Town Divided Over Bitter Strike, Poisonous Gas Leaks
JAY, Maine (AP) _ A bitter eight-month strike by 1,250 workers against the paper mill that is Jay’s economic lifeblood has spread picket line violence into the streets, and poison gas leaks from the plant have raised fears about the town’s safety.
″We have had houses spray-painted, guns fired through windows, car windows broken out,″ said resident Virginia Moulton, 50. ″We have had sheds burned, nails in our driveways.
″Everybody’s had enough.″
The strike at International Paper Co., the nation’s largest paper company, began June 16 when members of the United International Paperworkers Union and the Brotherhood of Firemen and Oilers, who made upwards of $35,000 a year, walked out in a contract dispute.
IP wanted to eliminate 170 jobs, cut premium pay on Sundays and holidays and institute more flexible work rules. Company officials said the concessions were necessary to compete in international markets; the unions noted that IP profits were up last year.

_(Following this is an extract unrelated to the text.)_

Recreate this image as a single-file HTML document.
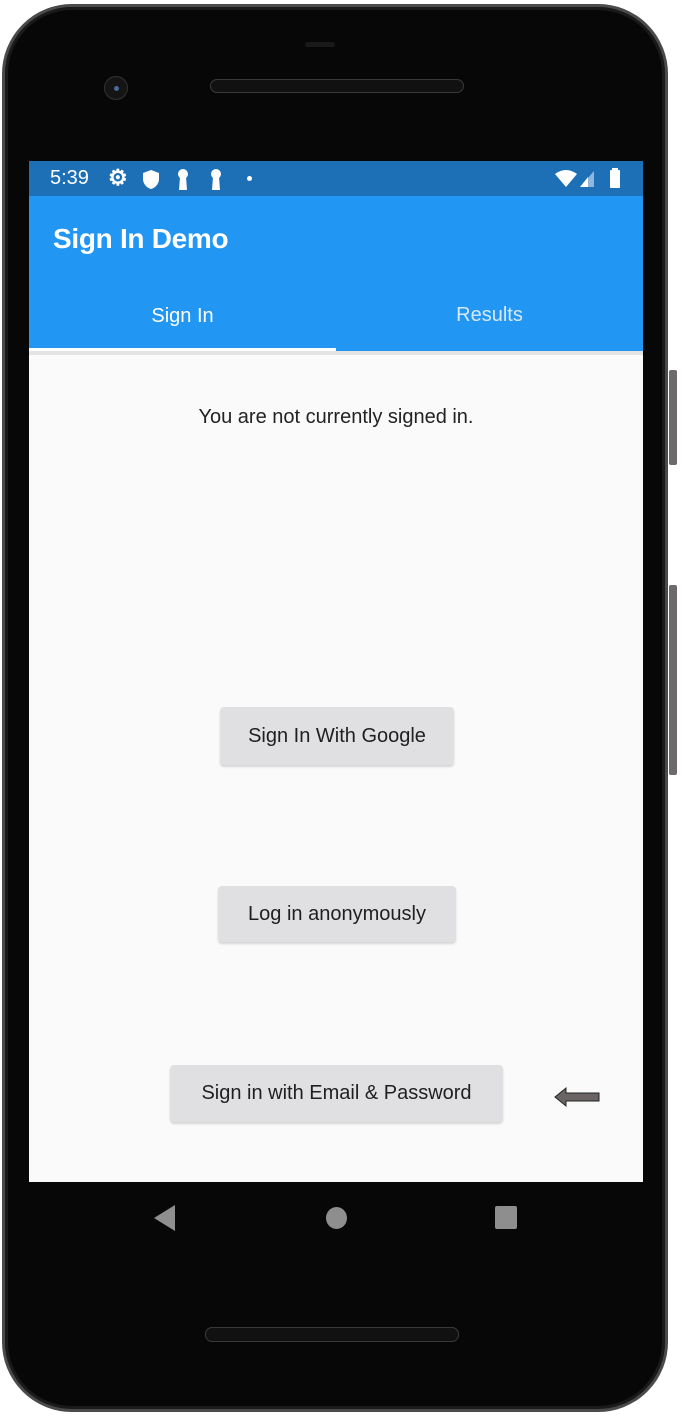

The company has hired what it considers permanent replacements, many of whom live here and in surrounding communities and are neighbors and relatives of the strikers, creating deep resentment among the town’s 5,000 residents.
In recent weeks, townspeople have grown increasingly angry at the mill and its new workers, whom they blame for three incidents involving hazardous gas in nearly three weeks. One, a 112,000-gallon chlorine dioxide leak on Feb. 5, forced nearly 4,000 residents to flee their homes and schools for several hours.
″It’s no longer a management-labor dispute. This is a health issue,″ said Pat Pineau, who picketed the mill after a Feb. 14 chlorine gas leak with others carrying signs saying ″Save our Children″ and ″People Against Poison.″
Pineau, a mother of four, and other concerned mothers gathered signatures to urge Gov. John R. McKernan Jr. to close the plant until experts inspect it and pronounce it safe.
″The company has given us nothing but whitewash and propaganda. After the latest leak, nobody feels they’re being honest,″ Pineau, who has a brother and uncle out on strike, said during an interview last week.
Eight workers were sent to the hospital after being exposed to hydrogen sulfide on Jan. 28, and the Feb. 14 leak left seven injured, none seriously. Two people were treated and released at a local hospital in the Feb. 5 leak.
McKernan refused to order the mill closed, but he and IP Chairman John A. Georges agreed to launch a full-scale inspection of the plant by an outside consultant to be selected by the state and paid by IP. State environmental officials and federal Occupational Safety and Health Administration investigators were at the mill all week.
IP officials maintain that the 400-acre plant is safe and characterize one leak as a mechanical failure and the other as an accident. The incident involving hydrogen sulfide exposure is still being investigated.
IP Human Resources Manager Keith C. LaVoie, whose sister is one of the striking workers, said strikers constantly monitor mill operations and are quick to publicize even minor problems.
″They’re trying to find a way to shut this mill down. They think if they shut it down along enough, they’ll get their jobs back,″ he said.
Union leaders have repeatedly called for a plant shutdown, saying inexperienced workers were threatening the town’s safety.
But LaVoie said the replacement workers, who make up 75 percent of the overall mill work force, have been properly trained and are not responsible for the accidents. They are producing quality paper at 90 percent of the mill’s pre-strike capacity, he said.
Meanwhile, members of the Firemen and Oilers, undaunted by the frigid winter, stand outside the mill gates 24 hours a day. Harassment against workers entering the mill continues and vandalism runs rampant as animosity worsens.
Police Chief Erland Farrington said his department has spent about $200,000 beyond its normal budget because of the extra police protection needed since the strike began.
For nearly a century, generations of families have worked at IP mills in the area or supplied them with wood from forests in the surrounding western Maine hills. Few residents can claim no connection to the plant.
The mill paid $4.8 million last year in taxes, 80 percent of the town’s tax base.
Townspeople say the strike has brought out the worst in their neighbors, causing strife for all residents and turning upside down the orderly process of town government.
″We don’t have control over our town meetings anymore,″ Moulton said during an interview at her home. She said strikers dominate meetings with tirades against the mill. It’s ″almost as if we’re living in a war zone.″
″The town is on the brink. We’ve got blood on the floor and we want to know when you’re going to do something about it,″ Town Manager Charles Noonan told state legislators during a recent hearing on a bill that extended unemployment benefits for the strikers.